Simulations of beam dynamics in particle accelerators have a wide range of computational requirements. The simplest calculations involve independent-particle tracking of a few thousand particles -which can easily be accomplished on modern desktop computers. Calculations involving collective effects may require millions or even billions of particles and push the limits of modern supercomputers. Synergia is an accelerator simulation package capable of running the gamut from independent-particle simulations on desktop machines to multi-bunch, multi-billion particle simulations with collective effects utilizing over 100k cores on supercomputers.

The animation shows a beam bunch with self-field interactions moving through a canonical accelerator focusing-defocusing lattice. It takes place in the rest frame of the beam, i.e., the camera is moving along with the beam centroid.
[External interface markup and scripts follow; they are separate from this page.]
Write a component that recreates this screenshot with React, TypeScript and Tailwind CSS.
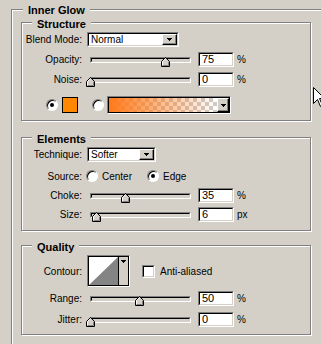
import React from "react";

const sunken = "border border-t-[#808080] border-l-[#808080] border-b-white border-r-white";
const sunkenInner = "border border-t-black border-l-black border-b-[#d4d0c8] border-r-[#d4d0c8]";
const etched = "border border-[#808080] shadow-[inset_1px_1px_0_#fff,1px_1px_0_#fff]";

function Arrow() {
  return (
    <svg width="5" height="3" viewBox="0 0 5 3" shapeRendering="crispEdges" className="block">
      <rect x="0" y="0" width="5" height="1" fill="#000" />
      <rect x="1" y="1" width="3" height="1" fill="#000" />
      <rect x="2" y="2" width="1" height="1" fill="#000" />
    </svg>
  );
}

function DropBtn({ className }: { className: string }) {
  return (
    <div
      className={`flex items-center justify-center bg-[#d4d0c8] border border-t-white border-l-white border-b-black border-r-black shadow-[inset_-1px_-1px_0_#808080] ${className}`}
    >
      <Arrow />
    </div>
  );
}

function Select({ value, className }: { value: string; className: string }) {
  return (
    <div className={`flex h-[15px] ${sunken} ${className}`}>
      <div className={`flex flex-1 bg-white ${sunkenInner}`}>
        <span className="flex-1 pl-[2px] leading-[11px]">{value}</span>
        <DropBtn className="w-[15px]" />
      </div>
    </div>
  );
}

function Thumb({ className }: { className: string }) {
  return (
    <svg width="9" height="10" viewBox="0 0 9 10" className={`absolute top-[-1px] ${className}`}>
      <path d="M4.5 0.5 L8.5 4.5 L8.5 9.5 L0.5 9.5 L0.5 4.5 Z" fill="#d4d0c8" />
      <path d="M1.5 9 L1.5 4.8 L4.5 1.8" fill="none" stroke="#fff" />
      <path d="M7.5 4.8 L7.5 8.5 L1.5 8.5" fill="none" stroke="#808080" />
      <path d="M4.5 0.5 L8.5 4.5 L8.5 9.5 L0.5 9.5 L0.5 4.5 Z" fill="none" stroke="#000" />
    </svg>
  );
}

function Slider({ thumb }: { thumb: string }) {
  return (
    <div className={`relative h-[6px] w-[101px] bg-[#d4d0c8] ${sunken}`}>
      <div className={`h-full ${sunkenInner}`} />
      <Thumb className={thumb} />
    </div>
  );
}

function Num({ value }: { value: string }) {
  return (
    <div className={`h-[15px] w-[36px] ${sunken}`}>
      <div className={`h-full bg-white pl-[2px] text-[11px] leading-[11px] ${sunkenInner}`}>{value}</div>
    </div>
  );
}

function SliderRow({
  label,
  value,
  unit,
  thumb,
  className,
}: {
  label: string;
  value: string;
  unit: string;
  thumb: string;
  className: string;
}) {
  return (
    <div className={`flex h-[15px] items-center ${className}`}>
      <span className="w-[60px] text-right">{label}</span>
      <div className="ml-[8px]">
        <Slider thumb={thumb} />
      </div>
      <div className="ml-[7px]">
        <Num value={value} />
      </div>
      <span className="ml-[3px]">{unit}</span>
    </div>
  );
}

function Radio({ checked }: { checked?: boolean }) {
  return (
    <div
      className={`flex h-[12px] w-[12px] items-center justify-center rounded-full bg-white ${sunken} shadow-[inset_1px_1px_0_#000]`}
    >
      {checked && <div className="h-[4px] w-[4px] rounded-full bg-black" />}
    </div>
  );
}

function Group({ title, className, children }: { title: string; className: string; children: React.ReactNode }) {
  return (
    <div className={`relative ${etched} ${className}`}>
      <span className="absolute left-[10px] top-[-6px] bg-[#d4d0c8] px-[5px] text-[11px] font-bold leading-[14px]">
        {title}
      </span>
      {children}
    </div>
  );
}

export default function App() {
  return (
    <div className="relative h-[344px] w-[321px] overflow-hidden bg-[#d4d0c8] font-['Liberation_Sans',Arial,sans-serif] text-[10px] text-black">
      <div className="relative ml-[11px] mt-[9px] h-[400px] border-l border-t border-[#808080] pl-[9px] pt-[12px] shadow-[inset_1px_1px_0_#fff]">
        <span className="absolute left-[11px] top-[-7px] bg-[#d4d0c8] px-[5px] text-[11px] font-bold leading-[14px]">
          Inner Glow
        </span>

        {/* Structure */}
        <Group title="Structure" className="w-[290px] pb-[6px]">
          <div className="mt-[9px] flex h-[15px] items-center">
            <span className="w-[60px] text-right">Blend Mode:</span>
            <Select value="Normal" className="ml-[5px] w-[92px]" />
          </div>
          <SliderRow label="Opacity:" value="75" unit="%" thumb="left-[70px]" className="mt-[5px]" />
          <SliderRow label="Noise:" value="0" unit="%" thumb="left-[-5px]" className="mt-[5px]" />
          <div className="mt-[9px] flex h-[18px] items-center">
            <div className="ml-[24px]">
              <Radio checked />
            </div>
            <div className="ml-[4px] h-[16px] w-[16px] border border-black bg-[#ff8800]" />
            <div className="ml-[14px]">
              <Radio />
            </div>
            <div className={`ml-[3px] flex h-[18px] w-[124px] ${sunken}`}>
              <div className="flex flex-1 border border-black">
                <div className="flex-1 bg-[image:linear-gradient(to_right,#ff7a1a,rgba(255,122,26,0)),repeating-conic-gradient(#cccccc_0_25%,#ffffff_0_50%)] bg-[length:100%_100%,8px_8px]" />
                <DropBtn className="w-[12px] border-l-black" />
              </div>
            </div>
          </div>
        </Group>

        {/* Elements */}
        <Group title="Elements" className="mt-[16px] w-[290px] pb-[8px]">
          <div className="mt-[9px] flex h-[15px] items-center">
            <span className="w-[60px] text-right">Technique:</span>
            <Select value="Softer" className="ml-[5px] w-[69px]" />
          </div>
          <div className="mt-[7px] flex h-[14px] items-center">
            <span className="w-[60px] text-right">Source:</span>
            <div className="ml-[4px]">
              <Radio />
            </div>
            <span className="ml-[4px] w-[45px]">Center</span>
            <Radio checked />
            <span className="ml-[4px]">Edge</span>
          </div>
          <SliderRow label="Choke:" value="35" unit="%" thumb="left-[30px]" className="mt-[5px]" />
          <SliderRow label="Size:" value="6" unit="px" thumb="left-[1px]" className="mt-[4px]" />
        </Group>

        {/* Quality */}
        <Group title="Quality" className="mt-[14px] w-[290px] pb-[7px]">
          <div className="mt-[9px] flex h-[32px] items-center">
            <span className="w-[60px] text-right">Contour:</span>
            <div className={`ml-[5px] flex h-[32px] w-[43px] ${sunken}`}>
              <div className="flex flex-1 border border-black">
                <svg width="29" height="28" viewBox="0 0 29 28" className="block bg-white">
                  <polygon points="0,28 29,0 29,28" fill="#848484" />
                </svg>
                <div className="flex w-[9px] justify-center border-l border-black bg-[#d4d0c8] pt-[3px]">
                  <Arrow />
                </div>
              </div>
            </div>
            <div className={`ml-[12px] h-[13px] w-[13px] ${sunken}`}>
              <div className={`h-full bg-white ${sunkenInner}`} />
            </div>
            <span className="ml-[5px]">Anti-aliased</span>
          </div>
          <SliderRow label="Range:" value="50" unit="%" thumb="left-[44px]" className="mt-[4px]" />
          <SliderRow label="Jitter:" value="0" unit="%" thumb="left-[-5px]" className="mt-[6px]" />
        </Group>
      </div>

      <svg width="13" height="20" viewBox="0 0 13 20" className="absolute left-[313px] top-[87px]">
        <path d="M0.5 0.5 L0.5 16.5 L4.5 12.5 L7.5 19.5 L9.5 18.5 L6.5 11.5 L11.5 11.5 Z" fill="#fff" stroke="#000" />
      </svg>
    </div>
  );
}
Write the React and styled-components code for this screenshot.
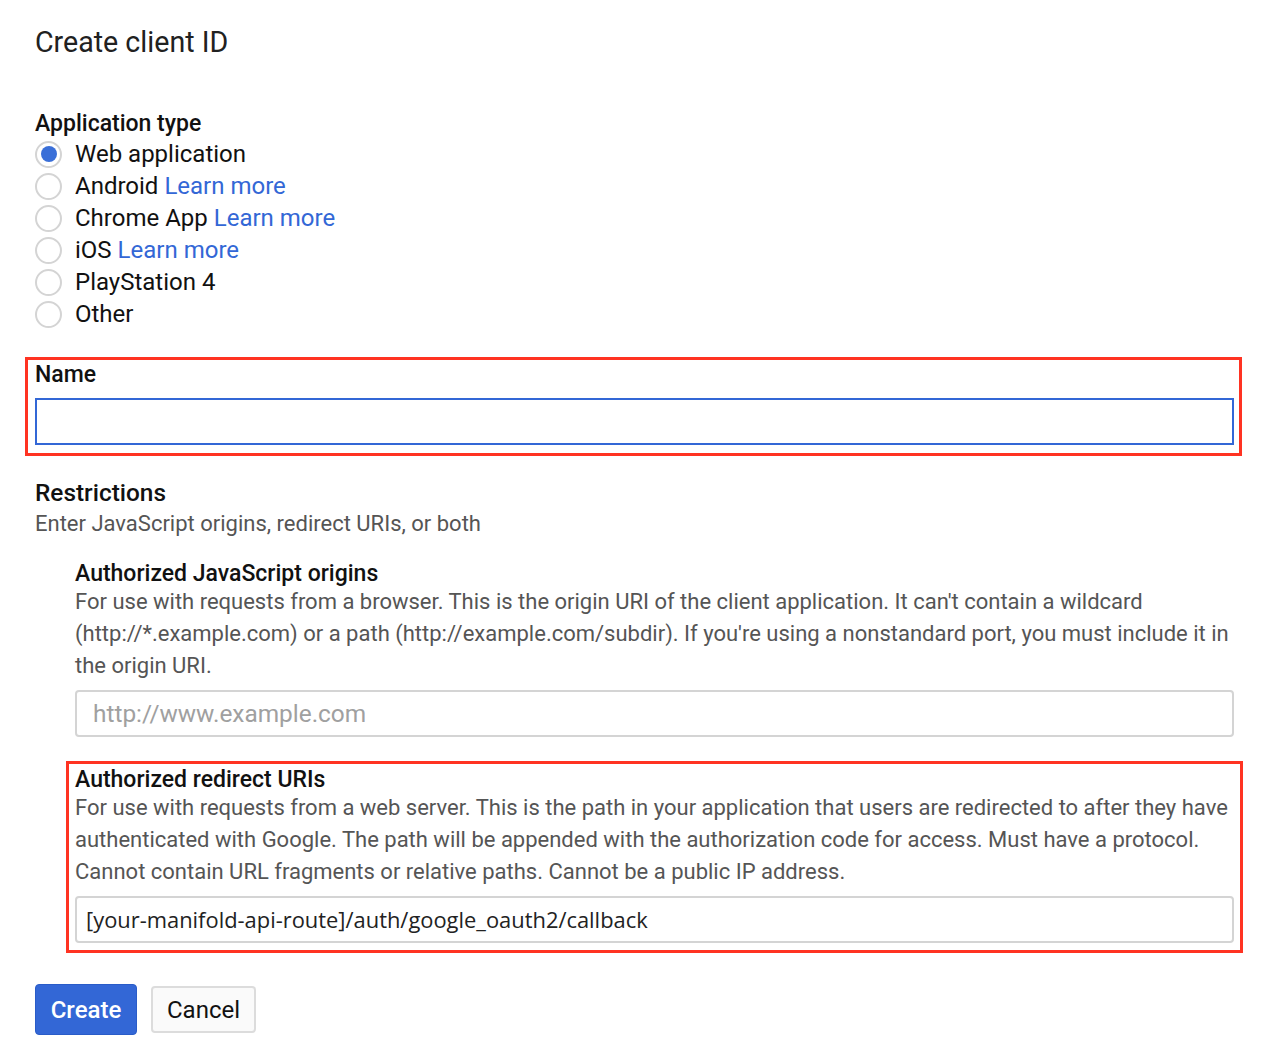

The displayed elements are a sample subset of particles (green) and field contours (purple) representing the scalar electric potential generated by the electromagnetic interactions between the particles (space charge in accelerator physics terminology.) The simulation also includes external magnetic fields generated by focusing and defocusing quadrupoles, but these are not shown. Only 1000 particles are shown; actual simulations require millions to billions of particles.
This is a particle-in-cell simulation — the particles are really macroparticles, each of which represents (roughly) 1 million real particles. The fields are calculated by depositing charge on a finite grid, typically of a size of 128^3 (3-D rectangular grid with 128 segments on each direction), solving the field equations on that grid, and then interpolating to the particle positions for electromagnetic kicks.

The external focusing magnets are responsible for the transverse breathing motion exhibited by the particles. The self-fields form a small perturbation, which modifies the frequency of transverse oscillation for each particle. In this example, there are no external fields constraining the longitudinal motion. The particles expand longitudinally primarily due to the electromagnetic repulsion of the self-fields. This sort of phenomenon is present, for example, in the early phase of the Fermilab Booster, where the particle bunches injected from the Fermilab Linac are allowed to debunch before being rebunched by the radiofrequency cavities that are turned on later in the Booster cycle.